#### WRITTEN PROBLEM:
Identify the lines that contain the word "React" and copy each one.

[start of GIVEN MATERIAL]

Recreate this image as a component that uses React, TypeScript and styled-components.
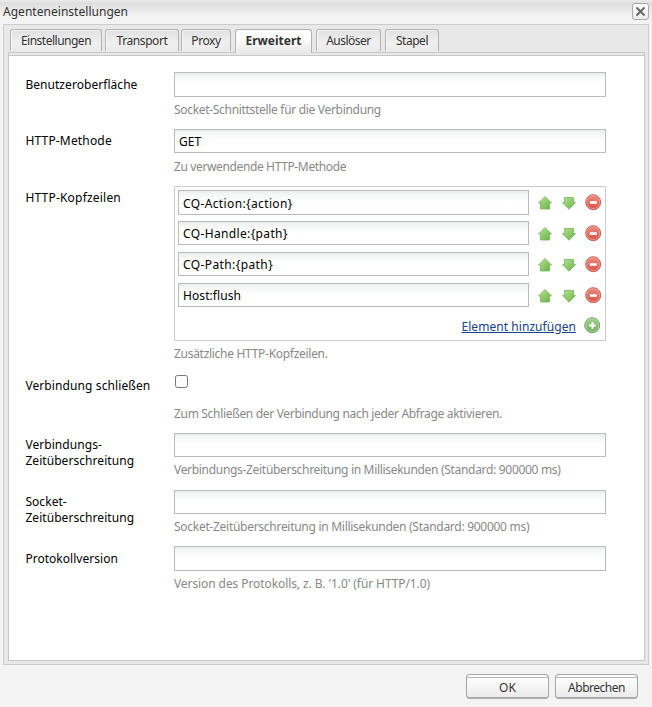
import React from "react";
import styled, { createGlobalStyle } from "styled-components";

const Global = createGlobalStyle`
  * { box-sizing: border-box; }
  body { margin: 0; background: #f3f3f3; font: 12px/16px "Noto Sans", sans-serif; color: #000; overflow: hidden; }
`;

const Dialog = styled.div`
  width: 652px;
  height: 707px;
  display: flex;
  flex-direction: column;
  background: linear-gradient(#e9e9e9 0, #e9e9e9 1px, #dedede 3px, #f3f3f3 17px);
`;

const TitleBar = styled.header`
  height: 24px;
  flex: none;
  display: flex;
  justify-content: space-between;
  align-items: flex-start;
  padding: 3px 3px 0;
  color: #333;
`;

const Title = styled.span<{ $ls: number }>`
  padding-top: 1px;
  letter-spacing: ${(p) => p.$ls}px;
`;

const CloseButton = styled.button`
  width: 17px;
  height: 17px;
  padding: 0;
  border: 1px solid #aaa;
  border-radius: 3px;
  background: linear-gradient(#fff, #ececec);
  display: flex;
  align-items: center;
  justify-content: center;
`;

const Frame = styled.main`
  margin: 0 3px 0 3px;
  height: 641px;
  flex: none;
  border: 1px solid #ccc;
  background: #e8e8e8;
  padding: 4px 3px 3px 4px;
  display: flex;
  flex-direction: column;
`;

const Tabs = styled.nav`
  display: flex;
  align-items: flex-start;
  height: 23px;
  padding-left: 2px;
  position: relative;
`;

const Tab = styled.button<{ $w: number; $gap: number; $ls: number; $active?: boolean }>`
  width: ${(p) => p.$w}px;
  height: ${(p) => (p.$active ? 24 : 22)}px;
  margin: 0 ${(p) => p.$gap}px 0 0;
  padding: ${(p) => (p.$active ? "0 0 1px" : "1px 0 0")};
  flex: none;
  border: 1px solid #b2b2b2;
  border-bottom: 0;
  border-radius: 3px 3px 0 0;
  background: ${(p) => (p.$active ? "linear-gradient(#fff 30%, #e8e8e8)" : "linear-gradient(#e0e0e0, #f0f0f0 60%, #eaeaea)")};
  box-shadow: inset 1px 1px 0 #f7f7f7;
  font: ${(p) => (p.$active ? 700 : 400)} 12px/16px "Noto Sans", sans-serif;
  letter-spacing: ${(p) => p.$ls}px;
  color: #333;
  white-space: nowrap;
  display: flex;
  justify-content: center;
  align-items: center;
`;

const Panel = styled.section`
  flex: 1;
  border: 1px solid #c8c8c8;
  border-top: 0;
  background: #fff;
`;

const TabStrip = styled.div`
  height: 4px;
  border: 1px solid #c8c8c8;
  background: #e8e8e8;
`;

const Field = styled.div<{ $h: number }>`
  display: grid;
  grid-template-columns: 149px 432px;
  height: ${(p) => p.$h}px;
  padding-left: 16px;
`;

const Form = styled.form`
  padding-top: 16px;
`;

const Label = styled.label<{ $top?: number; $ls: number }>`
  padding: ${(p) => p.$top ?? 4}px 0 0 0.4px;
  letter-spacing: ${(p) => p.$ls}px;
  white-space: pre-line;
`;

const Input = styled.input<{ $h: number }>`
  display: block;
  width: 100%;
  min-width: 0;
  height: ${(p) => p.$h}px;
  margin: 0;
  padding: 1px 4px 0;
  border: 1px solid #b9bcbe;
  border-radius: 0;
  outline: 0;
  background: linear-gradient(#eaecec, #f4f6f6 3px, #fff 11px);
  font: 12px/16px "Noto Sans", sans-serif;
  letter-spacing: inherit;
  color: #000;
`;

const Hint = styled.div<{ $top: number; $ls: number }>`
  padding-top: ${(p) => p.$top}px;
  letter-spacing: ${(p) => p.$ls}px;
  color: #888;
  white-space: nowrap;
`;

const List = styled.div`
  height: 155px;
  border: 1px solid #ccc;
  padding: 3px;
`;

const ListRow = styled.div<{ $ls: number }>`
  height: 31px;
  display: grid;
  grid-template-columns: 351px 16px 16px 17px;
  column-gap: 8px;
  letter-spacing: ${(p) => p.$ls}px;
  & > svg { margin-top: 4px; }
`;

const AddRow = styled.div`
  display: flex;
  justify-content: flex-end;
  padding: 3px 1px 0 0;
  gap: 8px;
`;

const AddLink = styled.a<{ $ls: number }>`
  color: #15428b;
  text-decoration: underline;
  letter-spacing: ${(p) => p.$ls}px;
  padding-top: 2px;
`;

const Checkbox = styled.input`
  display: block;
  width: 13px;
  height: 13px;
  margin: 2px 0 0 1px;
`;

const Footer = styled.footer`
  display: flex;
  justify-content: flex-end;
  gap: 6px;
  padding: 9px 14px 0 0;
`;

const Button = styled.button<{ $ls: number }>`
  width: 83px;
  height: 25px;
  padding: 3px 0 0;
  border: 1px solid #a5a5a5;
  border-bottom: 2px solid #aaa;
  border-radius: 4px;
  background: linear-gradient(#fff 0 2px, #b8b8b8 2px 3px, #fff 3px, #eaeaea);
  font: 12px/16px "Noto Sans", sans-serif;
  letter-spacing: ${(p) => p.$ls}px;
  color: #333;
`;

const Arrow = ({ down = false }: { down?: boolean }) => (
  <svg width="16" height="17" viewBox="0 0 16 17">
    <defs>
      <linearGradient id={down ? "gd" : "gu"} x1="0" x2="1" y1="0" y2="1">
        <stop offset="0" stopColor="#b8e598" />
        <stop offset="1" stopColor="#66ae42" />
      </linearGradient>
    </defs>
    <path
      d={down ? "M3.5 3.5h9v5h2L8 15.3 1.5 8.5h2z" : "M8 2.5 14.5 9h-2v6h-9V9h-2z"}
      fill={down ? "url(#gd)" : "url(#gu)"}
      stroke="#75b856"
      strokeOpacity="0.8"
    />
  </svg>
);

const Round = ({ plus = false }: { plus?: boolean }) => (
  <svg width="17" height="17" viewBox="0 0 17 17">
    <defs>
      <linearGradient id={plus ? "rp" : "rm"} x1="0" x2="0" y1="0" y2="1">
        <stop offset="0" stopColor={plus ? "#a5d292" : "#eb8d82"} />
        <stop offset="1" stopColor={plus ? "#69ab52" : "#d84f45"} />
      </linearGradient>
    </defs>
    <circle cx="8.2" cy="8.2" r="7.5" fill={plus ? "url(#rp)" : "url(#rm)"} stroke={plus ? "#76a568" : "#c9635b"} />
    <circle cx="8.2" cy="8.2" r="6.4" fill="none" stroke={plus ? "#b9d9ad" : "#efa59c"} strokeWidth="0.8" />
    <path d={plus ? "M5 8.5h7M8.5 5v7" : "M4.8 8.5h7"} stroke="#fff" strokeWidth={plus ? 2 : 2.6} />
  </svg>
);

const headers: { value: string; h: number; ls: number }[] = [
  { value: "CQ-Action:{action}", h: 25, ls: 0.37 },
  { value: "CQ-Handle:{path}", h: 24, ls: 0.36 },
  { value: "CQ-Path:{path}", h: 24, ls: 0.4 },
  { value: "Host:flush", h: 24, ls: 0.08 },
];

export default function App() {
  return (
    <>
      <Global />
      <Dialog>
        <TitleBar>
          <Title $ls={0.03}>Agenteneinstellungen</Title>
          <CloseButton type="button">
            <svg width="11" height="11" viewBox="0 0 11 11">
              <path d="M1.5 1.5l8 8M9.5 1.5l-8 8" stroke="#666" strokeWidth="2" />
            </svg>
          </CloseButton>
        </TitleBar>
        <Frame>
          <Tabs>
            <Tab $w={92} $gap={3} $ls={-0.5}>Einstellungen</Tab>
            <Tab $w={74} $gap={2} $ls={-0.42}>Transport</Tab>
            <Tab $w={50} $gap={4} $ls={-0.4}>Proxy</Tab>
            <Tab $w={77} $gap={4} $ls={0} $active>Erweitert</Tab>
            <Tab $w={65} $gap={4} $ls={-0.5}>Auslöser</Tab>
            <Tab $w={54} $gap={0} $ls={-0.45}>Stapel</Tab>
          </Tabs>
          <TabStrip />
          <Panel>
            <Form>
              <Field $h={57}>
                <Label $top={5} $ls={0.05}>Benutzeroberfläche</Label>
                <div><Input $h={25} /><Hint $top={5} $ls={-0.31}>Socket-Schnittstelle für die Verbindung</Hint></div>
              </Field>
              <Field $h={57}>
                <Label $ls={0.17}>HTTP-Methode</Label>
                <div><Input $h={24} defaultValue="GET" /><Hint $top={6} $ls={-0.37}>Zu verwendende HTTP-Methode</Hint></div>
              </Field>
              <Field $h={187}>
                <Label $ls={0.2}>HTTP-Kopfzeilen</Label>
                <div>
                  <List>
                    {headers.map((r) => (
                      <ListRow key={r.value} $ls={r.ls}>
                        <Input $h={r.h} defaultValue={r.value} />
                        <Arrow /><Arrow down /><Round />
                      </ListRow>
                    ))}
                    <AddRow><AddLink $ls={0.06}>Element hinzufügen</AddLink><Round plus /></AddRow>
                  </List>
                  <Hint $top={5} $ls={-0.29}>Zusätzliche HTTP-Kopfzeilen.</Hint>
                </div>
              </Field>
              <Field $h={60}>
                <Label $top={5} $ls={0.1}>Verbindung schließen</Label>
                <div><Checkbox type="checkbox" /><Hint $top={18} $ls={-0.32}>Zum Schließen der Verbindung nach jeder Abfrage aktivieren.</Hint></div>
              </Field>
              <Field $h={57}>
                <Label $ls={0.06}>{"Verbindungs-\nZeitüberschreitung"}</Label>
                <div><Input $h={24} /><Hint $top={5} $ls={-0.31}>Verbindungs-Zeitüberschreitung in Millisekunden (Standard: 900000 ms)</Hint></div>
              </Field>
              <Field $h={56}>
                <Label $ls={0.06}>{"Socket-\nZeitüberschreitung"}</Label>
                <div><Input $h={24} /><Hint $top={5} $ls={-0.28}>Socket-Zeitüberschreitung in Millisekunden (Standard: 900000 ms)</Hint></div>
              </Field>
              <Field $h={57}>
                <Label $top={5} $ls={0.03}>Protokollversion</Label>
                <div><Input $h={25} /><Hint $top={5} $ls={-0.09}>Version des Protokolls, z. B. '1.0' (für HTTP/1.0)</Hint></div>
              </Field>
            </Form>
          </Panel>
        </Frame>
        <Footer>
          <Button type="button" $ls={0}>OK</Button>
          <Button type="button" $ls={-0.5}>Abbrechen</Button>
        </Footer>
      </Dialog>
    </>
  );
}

[end of GIVEN MATERIAL]

#### SOLUTION FOR THIS PROBLEM:
Recreate this image as a component that uses React, TypeScript and styled-components.
import React from "react";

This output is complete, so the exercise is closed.